_REQUIREMENTS:_ Go through the lines below. Copy those with "styles".

_INFORMATION SHOWN:_
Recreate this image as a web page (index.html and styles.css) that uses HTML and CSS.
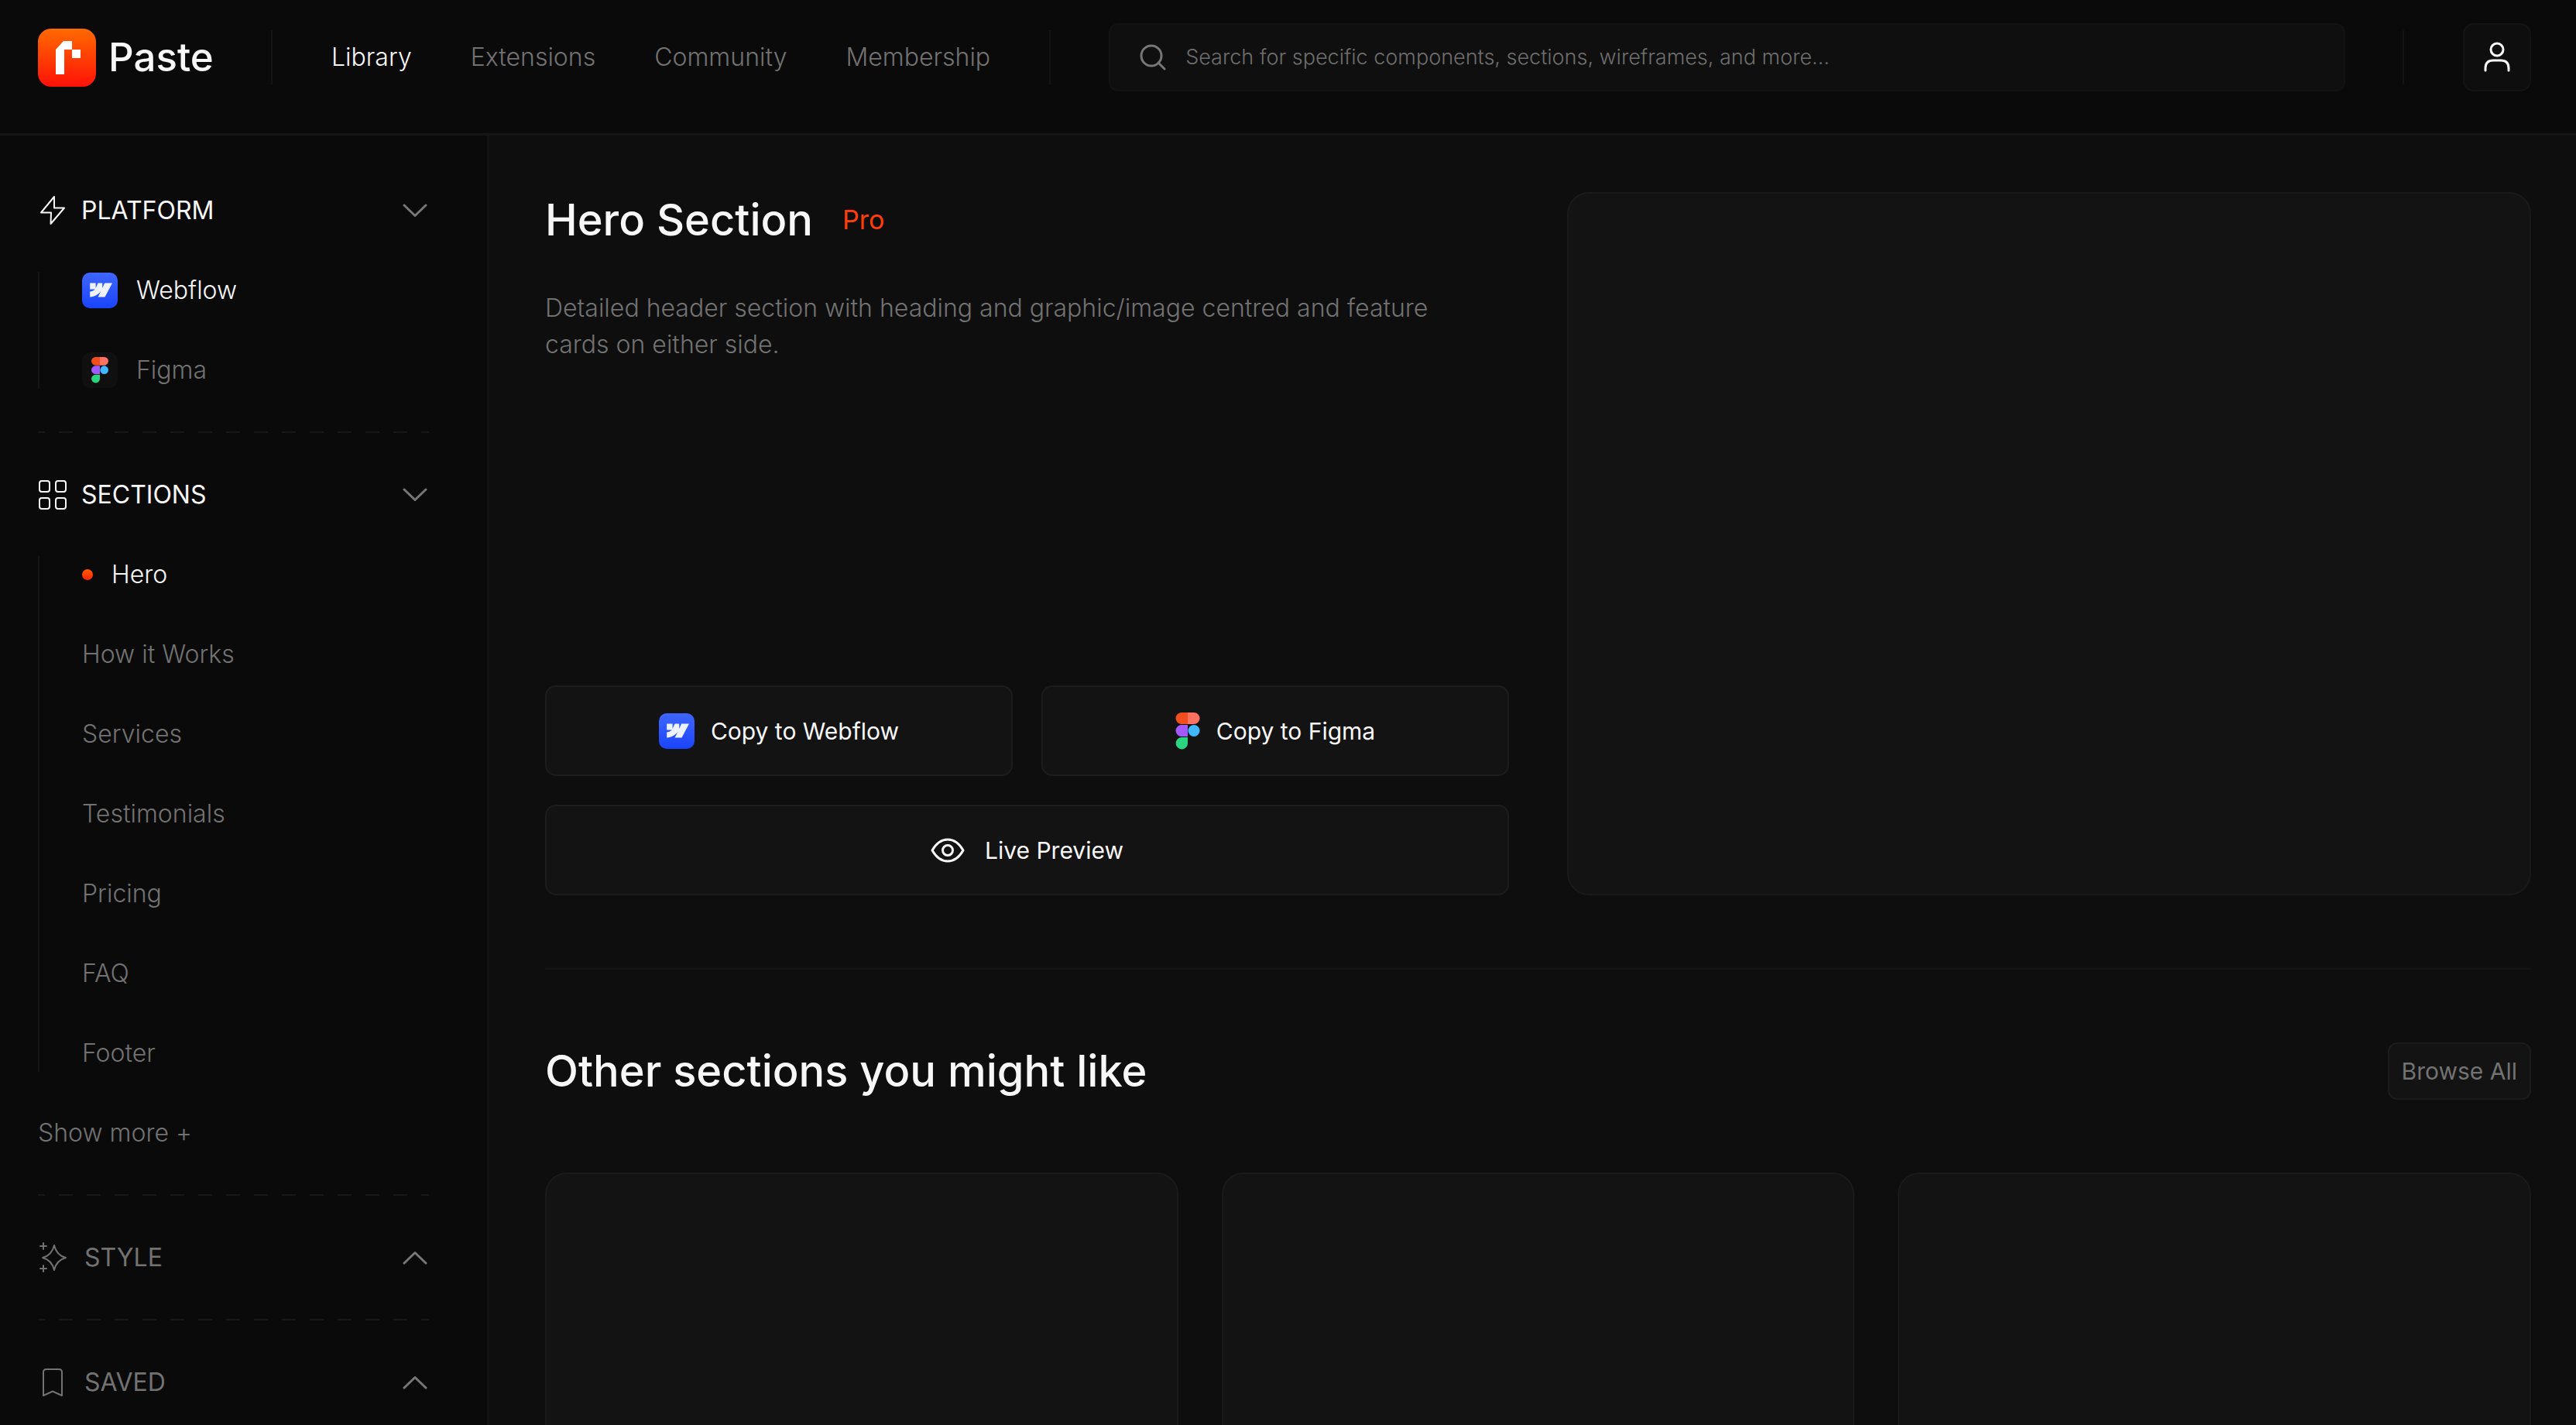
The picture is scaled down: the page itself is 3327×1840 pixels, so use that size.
FILE: index.html
```html
<!DOCTYPE html>
<html lang="en">
<head>
<meta charset="utf-8">
<meta name="viewport" content="width=device-width, initial-scale=1">
<title>Paste – Hero Section</title>
<link rel="stylesheet" href="styles.css">
</head>
<body>
<svg class="defs" width="0" height="0" aria-hidden="true">
  <defs>
    <linearGradient id="flame" x1="0" y1="0" x2="0" y2="1"><stop offset="0" stop-color="#ff6a00"/><stop offset="1" stop-color="#ff1208"/></linearGradient>
    <linearGradient id="blue" x1="0" y1="0" x2="0" y2="1"><stop offset="0" stop-color="#3f66ff"/><stop offset="1" stop-color="#1a44fb"/></linearGradient>
    <symbol id="webflow" viewBox="0 0 46 46">
      <rect width="46" height="46" rx="10" fill="url(#blue)"/>
      <path fill="#eef2ff" d="M39 13.500 29.500 31.500H20.600L24.300 24C21.300 28 16.700 31 10.200 31.500V24.500S14.300 24.200 16.800 21.500H10.200V13.500H17.600V20.100L20.600 13.500H26.200V20.100L29.200 13.500Z"/>
    </symbol>
    <symbol id="figma" viewBox="0 0 32 48">
      <path fill="#f24e1e" d="M8 0H16V15H8A7.500 7.500 0 0 1 8 0Z"/>
      <path fill="#ff7262" d="M16 0H24A7.500 7.500 0 0 1 24 15H16Z"/>
      <path fill="#a259ff" d="M8 16H16V31H8A7.500 7.500 0 0 1 8 16Z"/>
      <circle fill="#3fb8ff" cx="24" cy="23.500" r="7.500"/>
      <path fill="#2bd57f" d="M8 32H16V39.500A7.700 7.700 0 1 1 8 32Z"/>
    </symbol>
    <symbol id="chevron" viewBox="0 0 32 18"><path d="M2 2 16 15.500 30 2" fill="none" stroke="currentColor" stroke-width="3" stroke-linecap="round" stroke-linejoin="round"/></symbol>
  </defs>
</svg>

<header class="topbar">
  <a class="brand" href="#">
    <svg class="brand-mark" viewBox="0 0 75 75" aria-hidden="true"><rect width="75" height="75" rx="17" fill="url(#flame)"/><path fill="#fff" d="M23 27 33 16H44V27H55V38H44V27H34V59H23Z"/></svg>
    <span>Paste</span>
  </a>
  <nav class="nav" aria-label="Main">
    <a class="active" href="#">Library</a>
    <a href="#">Extensions</a>
    <a href="#">Community</a>
    <a href="#">Membership</a>
  </nav>
  <form class="search" role="search">
    <label class="search-box">
      <svg class="icon-search" viewBox="0 0 34 34" aria-hidden="true"><circle cx="15" cy="15" r="13" fill="none" stroke="currentColor" stroke-width="3"/><path d="m24 24 8 8" stroke="currentColor" stroke-width="3" stroke-linecap="round"/></svg>
      <input type="search" placeholder="Search for specific components, sections, wireframes, and more..." aria-label="Search">
    </label>
  </form>
  <button class="account" type="button" aria-label="Account">
    <svg viewBox="0 0 34 40" aria-hidden="true"><g fill="none" stroke="currentColor" stroke-width="3" stroke-linecap="round"><circle cx="17" cy="10" r="8"/><path d="M2 37V34Q2 24 12 24H22Q32 24 32 34V37"/></g></svg>
  </button>
</header>

<div class="layout">
  <aside class="sidebar">
    <section class="group">
      <button class="group-head open" type="button" aria-expanded="true">
        <svg class="group-icon" viewBox="0 0 40 40" aria-hidden="true"><path d="M21 2 4 22.500H17L16.500 37 34 16.500H21Z" fill="none" stroke="currentColor" stroke-width="2" stroke-linejoin="round"/></svg>
        <span>PLATFORM</span>
        <svg class="chevron" aria-hidden="true"><use href="#chevron"/></svg>
      </button>
      <ul class="links">
        <li><a class="active" href="#"><svg class="tile" aria-hidden="true"><use href="#webflow"/></svg>Webflow</a></li>
        <li><a href="#"><span class="tile dark"><svg aria-hidden="true"><use href="#figma"/></svg></span>Figma</a></li>
      </ul>
    </section>
    <section class="group">
      <button class="group-head open" type="button" aria-expanded="true">
        <svg class="group-icon" viewBox="0 0 40 40" aria-hidden="true"><g fill="none" stroke="currentColor" stroke-width="2"><rect x="2" y="2" width="13" height="14" rx="3"/><rect x="23" y="2" width="13" height="14" rx="3"/><rect x="2" y="24" width="13" height="14" rx="3"/><rect x="23" y="24" width="13" height="14" rx="3"/></g></svg>
        <span>SECTIONS</span>
        <svg class="chevron" aria-hidden="true"><use href="#chevron"/></svg>
      </button>
      <ul class="links">
        <li><a class="active current" href="#">Hero</a></li>
        <li><a href="#">How it Works</a></li>
        <li><a href="#">Services</a></li>
        <li><a href="#">Testimonials</a></li>
        <li><a href="#">Pricing</a></li>
        <li><a href="#">FAQ</a></li>
        <li><a href="#">Footer</a></li>
      </ul>
      <button class="more" type="button">Show more +</button>
    </section>
    <section class="group">
      <button class="group-head" type="button" aria-expanded="false">
        <svg class="group-icon" viewBox="0 0 40 40" aria-hidden="true"><g fill="none" stroke="currentColor" stroke-width="2" stroke-linejoin="round" stroke-linecap="round"><path d="M21 4Q24 17 36 20Q24 23 21 36Q18 23 6 20Q18 17 21 4Z"/><path d="M7 1V9M3 5H11M7 30V38M3 34H11"/></g></svg>
        <span>STYLE</span>
        <svg class="chevron" aria-hidden="true"><use href="#chevron"/></svg>
      </button>
    </section>
    <section class="group">
      <button class="group-head" type="button" aria-expanded="false">
        <svg class="group-icon" viewBox="0 0 40 40" aria-hidden="true"><path d="M7 37V7Q7 3 11 3H27Q31 3 31 7V37L19 31.500Z" fill="none" stroke="currentColor" stroke-width="2" stroke-linejoin="round"/></svg>
        <span>SAVED</span>
        <svg class="chevron" aria-hidden="true"><use href="#chevron"/></svg>
      </button>
    </section>
  </aside>

  <main class="content">
    <section class="detail">
      <div class="info">
        <div class="title"><h1>Hero Section</h1><span class="badge">Pro</span></div>
        <p>Detailed header section with heading and graphic/image centred and feature cards on either side.</p>
        <div class="actions">
          <button type="button"><svg class="tile" aria-hidden="true"><use href="#webflow"/></svg>Copy to Webflow</button>
          <button type="button"><svg class="figma" aria-hidden="true"><use href="#figma"/></svg>Copy to Figma</button>
          <button class="wide" type="button"><svg class="eye" viewBox="0 0 44 32" aria-hidden="true"><g fill="none" stroke="currentColor" stroke-width="3"><path d="M2 16Q10 2 22 2T42 16Q34 30 22 30T2 16Z" stroke-linejoin="round"/><circle cx="22" cy="16" r="6.500"/></g></svg>Live Preview</button>
        </div>
      </div>
      <div class="preview"></div>
    </section>
    <section class="related">
      <div class="related-head">
        <h2>Other sections you might like</h2>
        <a class="browse" href="#">Browse All</a>
      </div>
      <div class="cards">
        <article class="card"></article>
        <article class="card"></article>
        <article class="card"></article>
      </div>
    </section>
  </main>
</div>
</body>
</html>
```
FILE: styles.css
```css
:root {
  --bar: #0a0a0a;
  --page: #0e0e0e;
  --panel: #131313;
  --line: #1a1a1a;
  --faint: #141414;
  --muted: #727272;
  --text: #f7f7f7;
}

* { box-sizing: border-box; }

body {
  margin: 0;
  height: 100vh;
  overflow: hidden;
  display: flex;
  flex-direction: column;
  background: var(--page);
  color: var(--text);
  font: 300 32px/48px Inter, "Liberation Sans", sans-serif;
}

a { color: inherit; text-decoration: none; }
button, input { font: inherit; color: inherit; background: none; border: 0; padding: 0; }
button { cursor: pointer; }
h1, h2, p, ul { margin: 0; padding: 0; }
ul { list-style: none; }
svg { display: block; flex: none; }
.defs { position: absolute; }

.topbar {
  flex: none;
  height: 175px;
  padding: 30px 58px 54px 49px;
  display: flex;
  align-items: center;
  background: var(--bar);
  border-bottom: 3px solid #161616;
}

.brand {
  width: 301px;
  display: flex;
  align-items: center;
  gap: 16px;
  font-size: 51px;
  font-weight: 500;
}
.brand-mark { width: 75px; height: 75px; }

.nav {
  height: 70px;
  padding: 0 76px;
  display: flex;
  align-items: center;
  gap: 76px;
  color: var(--muted);
  border: solid var(--faint);
  border-width: 0 2px;
}
.active { color: var(--text); }

.search {
  flex: 1;
  height: 70px;
  margin-right: 76px;
  padding: 0 74px 0 75px;
  display: flex;
  align-items: center;
  border-right: 2px solid var(--faint);
}
.search-box {
  flex: 1;
  height: 88px;
  padding: 0 38px;
  display: flex;
  align-items: center;
  gap: 25px;
  color: #777;
  background: #0f0f0f;
  border: 2px solid #121212;
  border-radius: 12px;
}
.icon-search { width: 34px; height: 34px; }
.search-box input { flex: 1; min-width: 0; font-size: 27px; outline: 0; }
.search-box input::placeholder { color: #6e6e6e; opacity: 1; }

.account {
  width: 88px;
  height: 88px;
  display: grid;
  place-items: center;
  background: #0e0e0e;
  border: 2px solid #141414;
  border-radius: 14px;
}
.account svg { width: 34px; height: 40px; }

.layout { flex: 1; min-height: 0; display: flex; }
.sidebar, .content { overflow-y: auto; scrollbar-width: none; }

.sidebar {
  flex: none;
  width: 632px;
  padding: 0 75px 0 49px;
  background: var(--bar);
  border-right: 3px solid #121212;
}
.group { padding: 73px 0 55px; }
.group + .group {
  padding-top: 58px;
  background: repeating-linear-gradient(90deg, #171717 0 9px, transparent 9px 27px, #171717 27px 36px) top / 100% 2px no-repeat;
}
.group-head {
  width: 100%;
  height: 48px;
  display: flex;
  align-items: center;
  gap: 20px;
  color: var(--muted);
  font-weight: 400;
}
.group-head.open { color: var(--text); gap: 16px; }
.group-icon { width: 40px; height: 40px; }
.chevron { width: 32px; height: 18px; margin: 0 2px 0 auto; color: #777; transform: rotate(180deg); }
.open .chevron { transform: none; }

.links {
  margin-top: 55px;
  padding-left: 55px;
  display: grid;
  gap: 55px;
  color: var(--muted);
  border-left: 2px solid var(--faint);
}
.links a { display: flex; align-items: center; gap: 24px; }
.tile { width: 46px; height: 46px; }
.dark { display: grid; place-items: center; background: #101010; border-radius: 10px; }
.dark svg { width: 24px; height: 34px; }
.current::before { content: ""; width: 14px; height: 14px; border-radius: 50%; background: linear-gradient(#ff5a00, #ff2408); }
.more { display: block; margin-top: 55px; color: var(--muted); }

.content { flex: 1; min-width: 0; padding: 73px 58px 0 72px; }

.detail {
  display: grid;
  grid-template-columns: 1fr 1fr;
  gap: 75px;
  padding-bottom: 94px;
  border-bottom: 2px solid var(--faint);
}
.info { min-height: 908px; display: flex; flex-direction: column; }
.title { height: 72px; display: flex; align-items: center; gap: 38px; }
h1, h2 { font-size: 56px; line-height: 72px; font-weight: 500; }
.badge { color: #ff3d0a; font-size: 34px; font-weight: 400; }
.info p { max-width: 1200px; margin-top: 54px; color: var(--muted); line-height: 47px; }

.actions { margin-top: auto; display: grid; grid-template-columns: 1fr 1fr; gap: 37px; }
.actions button {
  height: 117px;
  display: flex;
  align-items: center;
  justify-content: center;
  gap: 21px;
  font-size: 30px;
  font-weight: 400;
  background: var(--panel);
  border: 2px solid #1c1c1c;
  border-radius: 14px;
}
.actions .wide { grid-column: 1 / -1; gap: 26px; }
.figma { width: 32px; height: 48px; }
.eye { width: 44px; height: 32px; }

.preview, .card { background: var(--panel); border: 2px solid var(--line); border-radius: 28px; }

.related-head { margin-top: 94px; display: flex; align-items: center; justify-content: space-between; }
.browse {
  padding: 11px 16px;
  font-size: 30px;
  font-weight: 400;
  color: var(--muted);
  background: var(--panel);
  border: 2px solid #1c1c1c;
  border-radius: 12px;
}
.cards { margin-top: 94px; display: grid; grid-template-columns: repeat(3, 1fr); gap: 56px; }
.card { height: 596px; }
```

_COMPLETED TASK:_
Recreate this image as a web page (index.html and styles.css) that uses HTML and CSS.
<link rel="stylesheet" href="styles.css">
FILE: styles.css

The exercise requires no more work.